Zamanın değerini anlamak için onu kaybetmemiz gerekiyor. Şaka yapmıyorum, kaybettiğimiz zamandan sonra hep pişman oluyoruz.
Çok gerçekçi biri olarak zamana değer biçmeye kalksam aslında bocalar kalırım. Zaman zaten sahip olduğum en değerli şey. Biri zamanımı çaldığında aslında en değerli şeyimin elimden alınmış olduğunu düşünüyorum. Aslında ne kadarına bile sahip olduğumuzu bilmiyoruz ama hepimiz zaman zengini sayılırız.
Kitap yapraklarını eskiten, demiri paslandıran, tabakta kalmış peyniri küflendiren zaman.

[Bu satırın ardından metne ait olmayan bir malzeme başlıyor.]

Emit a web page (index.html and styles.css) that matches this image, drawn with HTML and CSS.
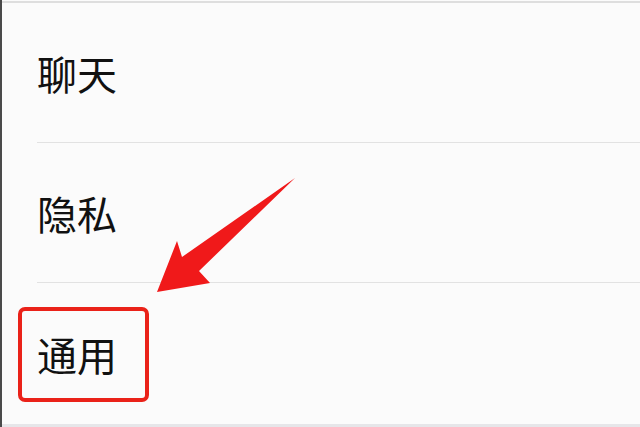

Damarlarımızdaki kanın dolaşımı, nefe alışımız, kalp atışlarımız, saçlarımızın uzaması bile zaman. Öğrendiğimiz her yeni şey, gördüğümüz her yeni yer, tanıştığımız her yeni insan zaman. Hepsini büyüyerek yapıyoruz. Açlığımız da tokluğumuz da zaman.
Evrenin oluşması zaman, çiçeklerin büyümesi, çiçek açması, ağaçların meyva vermesi, yapraklarının solması, yerlerin karlarla kaplanması ve bu karların erimesi hepsi ama hepsi zaman.
Zaman o kadar çok şeye sahip ki, bende ona sahip olduğum zaman kendimi çok zengin hissediyorum. Belki aklımı kaçırıyorum.
Bazı renklerin birbirlerinin yanına çok yakıştığını düşündüğüm zaman kaç yaşındaydım bilmiyorum. Ama bugün büyüdüm ve öğrendim. Büyümek için yeterli zamana sahip oldum. Kocaman bir insan oldum. Sahip olduğum zaman bana çok şey öğretti. Basit ve küçük bir insan olarak başladık hayata.
Zaman sizi daha zeki yapar ya da daha aptal, hepsi sizin onu nasıl kullandığınıza bağlı. Zamanı iyi kullanmak sizin elinide tıpkı para gibi.